Clough would discuss his short reign at Elland Road on Yorkshire Television’s Caldenar. A show in which Don Revie would also be a guest. During the show Clough stated that he had wanted to win the league in a much better way than Leeds had done under Don Revie.

On 6 January 1975, Clough made a return to management with Nottingham Forest, at the time the club were positioned in 13th place in the Second Division. Clough made fewer TV appearances whilst Forest manager, and toned down the outspoken comments he had made earlier during his time Derby. After finishing 8th in the old Second Division, in his first full season in charge alone, in July 1976 Clough was joined by his old assistant Peter Taylor from Brighton, who had just missed out on promotion from the old Third division. Together, Clough and Taylor transformed the club’s fortunes rapidly: the first success at the club came in Clough’s second full season (1976–77) when they won promotion to Division One, finishing third. In the summer of 1977 Clough was interviewed for the England manager’s job recently vacated by Revie, but it instead went to Ron Greenwood.

Clough and Taylor would go on to achieve great things at Forest. They would win:

  • First Division: 1977–78
  • League Cup: 1977–78, 1978–79, 1988–89, 1989–90
  • Full Members Cup: 1988–89, 1991–92
  • FA Charity Shield: 1978
  • European Cup: 1978–79, 1979–80
  • European Super Cup: 1979
  • Anglo-Scottish Cup: 1976–77
  • Football League Centenary Tournament: 1988

To take charge of a club the size of Forest and win the European Cup in successive seasons is incredible. Clough achieved great things at Forest, he did so by getting the team to play a simple style of football, not tricks or flicks. If they had a free – kick they would shoot, an indirect free – kick, knock it to the side and shoot, you see a man – pass it to him. Clough’s style of play at Forest was simple but very, very effective.
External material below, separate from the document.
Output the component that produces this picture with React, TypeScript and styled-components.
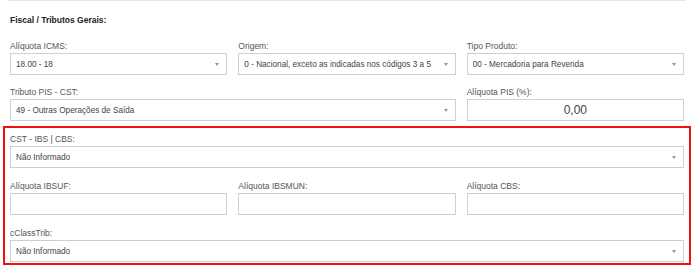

Brian Clough, would not be one for doing normal things. When the Forest team were staying in a hotel, Clough would walk in with a tray of beer. His idea for doing so was that it would relax the players for a game the following day. For those who didn’t know Clough, they thought he was loud and brash. That wasn’t the case, nobody can have the amount of success that he had as a player and manager without being very intelligent. In my opinion he is the most charismatic manager the game has ever come across.

The press christened Brian Clough as “Old big ‘Ead”. A man who would talk a lot in the public eye, when he spoke – it was riveting, he was one worth listening to. Whatever you say about Brian Clough, he was never dull. A man who even managed to grab the attention of Muhammad Ali, Clough joked he would like to fight the heavyweight boxer.

Clough sadly died of stomach cancer on 20 September 2004, at the age of 69. Such was his popularity, fans of Derby County and Nottingham Forest, usually the fiercest of rivals, mourned together following his death. A memorial service was held at Derby’s Pride Park Stadium on 21 October 2004 which was attended by more than 14,000 people. It was originally to have been held at Derby Cathedral, but had to be moved because of demand for tickets.

Brian Clough would have been a success in the modern game, but dismayed and flabbergasted by the money-men and agents. Unfortunately we will never see the likes of Clough again. The modern game is far too soft, people are offended far too often and easily. There is no doubt in my mind that if Brian Clough was around today, he would have a lot to say about the modern day player.